TCS Daily


Beware the World Aid Organisation

By Richard Tren - September 13, 2003 12:00 AM

CANCUN, Mexico -- Three days into the WTO Ministerial meeting in Cancun it is still unclear if any progress will be made in liberalising global trade in agriculture. Developing countries seem to be well coordinated at this meeting and the Group of 21 developing countries, led by Brazil, China and India are reported to be pushing a harder line on the agriculture issue, than the US or EU expected. One of the most important issues that should be resolved is the protectionism that rich counties, particularly the US give to cotton farmers. West African cotton producers have made a firm stand against cotton protectionism, but the compensation that they demanded sets a dangerous precedent.

 

The position that the West African cotton producers of Mali, Benin, Chad and Burkina Faso have on subsidies is entirely justified.
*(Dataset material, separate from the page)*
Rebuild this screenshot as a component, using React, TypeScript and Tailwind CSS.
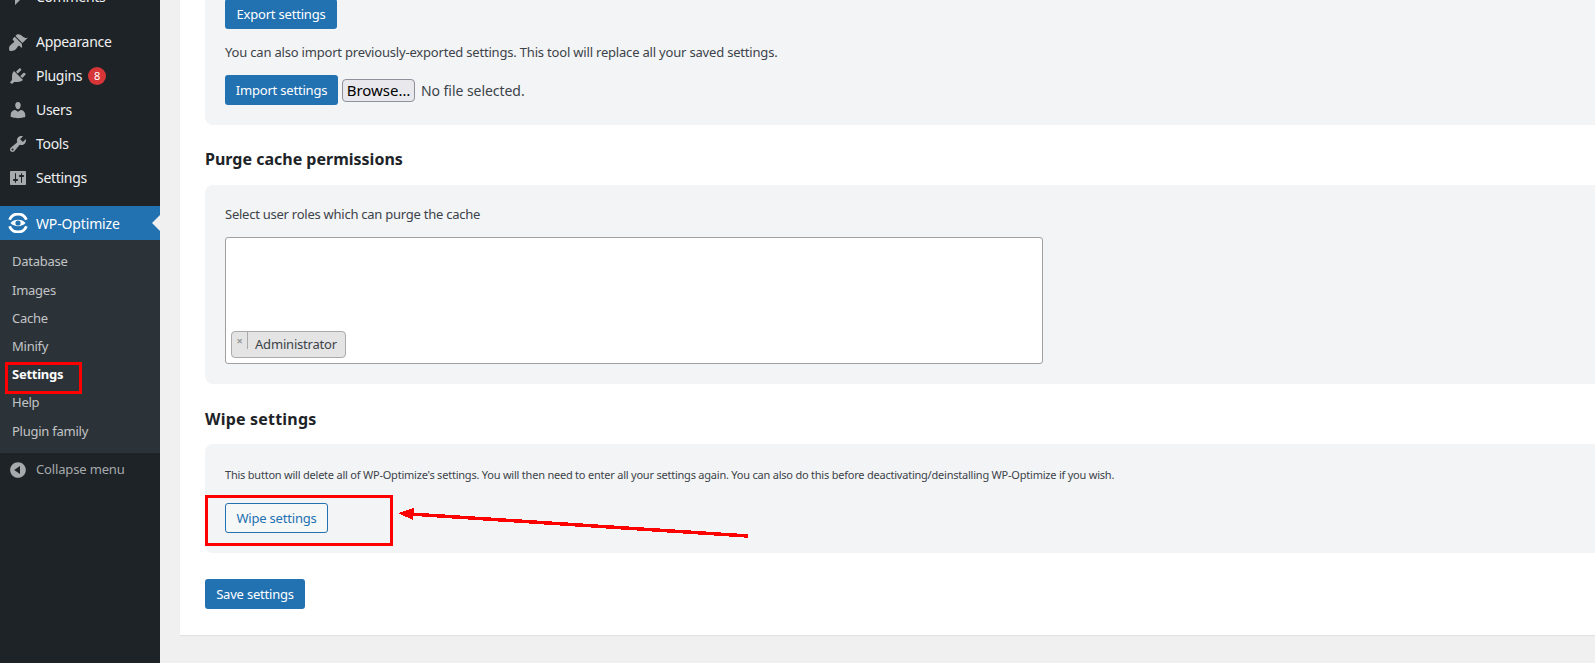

It is estimated that on average every U.S. cotton farmer gets an annual subsidy of $100 000, which costs the U.S. taxpayer around $2bn every year. This encourages an over production of cotton, depresses world prices of the commodity and keeps African cotton out of this lucrative market.

 

The Ministers of Trade for these four countries made an impassioned plea for more liberal cotton trade on day two of the Cancun meeting. With these cotton subsidies in place, their farmers cannot compete globally and have few, if any ways of lifting themselves out of poverty. The Ministers brought home the point that all they were seeking was that the trading rules of the WTO be respected. Without resolution of the issue, they maintain, the credibility of the WTO system should be questioned; along with their continued participation in the forum.

 

The Ministers seemed particularly aggrieved because their heads of state had made a 'pilgrimage' to the G8 nations to explain the plight of their cotton farmers. The point was drummed home to President Bush on his recent Africa tour and despite the fine sentiment expressed by the G8 leaders, little progress has been made.

 

Free traders and advocates of open markets no doubt strongly support these countries as they clearly have a comparative advantage in the production of high quality cotton. But the West African countries may lose support among free marketers because of their request for compensation for their cotton farmers.

 

The countries want at least $300 million from the countries that subsidise cotton farmers, primarily the US, for their cotton farmers. It is difficult to know how serious the West African countries are in their demand and many will sympathise with their demand. The Ministers were at pains to point out that the compensation to their farmers should not be seen as aid, yet it surely will end up as such.

 

Government to government aid transfers over the past 50 years has a dismal history. Most aid has not gone to those in need rather it has propped up often vicious dictators in Africa and has promoted disastrous, often leftist, economic policies. For some African countries, such as Malawi, foreign aid accounts for more than 25% of their GDP which means that the government is even less accountable to the people that put them in power (assuming elections were democratic).

 

There is no guarantee therefore that the compensation will actually get to the unfortunate farmers. It is also likely that these countries will suddenly register a lot of new cotton farmers, eager to cash in on the transfer. Compensation claims for aid do not auger well for trade in the long run as it is likely to create a slew of special interest groups and elites in the recipient countries who will lobby for aid and trade restricting policies in all sorts of other areas.

 

The idea that the West African cotton producers should seek compensation may have come about as a result of technical assistance offered by western governments to poor nations. There is no doubt that African countries need to strengthen their negotiating skills and could benefit from a more coordinated and strategic position in the WTO. Yet most of this aid is channelled through the donor agencies; through individuals who are keen to keep themselves in jobs. Aid agencies that are supposed to support negotiations to reduce trade barriers will find it hard to ignore their own penchant for aid and in any event may not be ideologically committed to free trade in the first place.

 

The UK Government announced yesterday that they were committing a further £50million towards assisting poor countries in their WTO negotiations. The amount is really rather pitiful, especially given the fact that it will be divided between a great many countries. But the irony is that while the UK is supposedly supporting developing countries with technical assistance, its partners in the EU are doing everything possible to restrict trade and keep poor country products out of Europe.

 

There is a sense in Cancun that the anti-globalisation movement has had the wind taken out of its sails. As the G21 argue ever more vehemently for reduced protectionism, it is clear that most anti-WTO activists were only ever representing vested interests, such as labour unions and environmental groups, in rich countries. Poor country governments need to keep up the momentum that favours free trade and any movement away from trade and towards aid is a dangerous step in the wrong direction.

 

If the UK and other rich country governments really wanted to provide technical assistance to the WTO negotiators from poor countries, they should channel it through think tanks and private sector organisations that are truly committed to the noble aims of free trade, liberty and prosperity.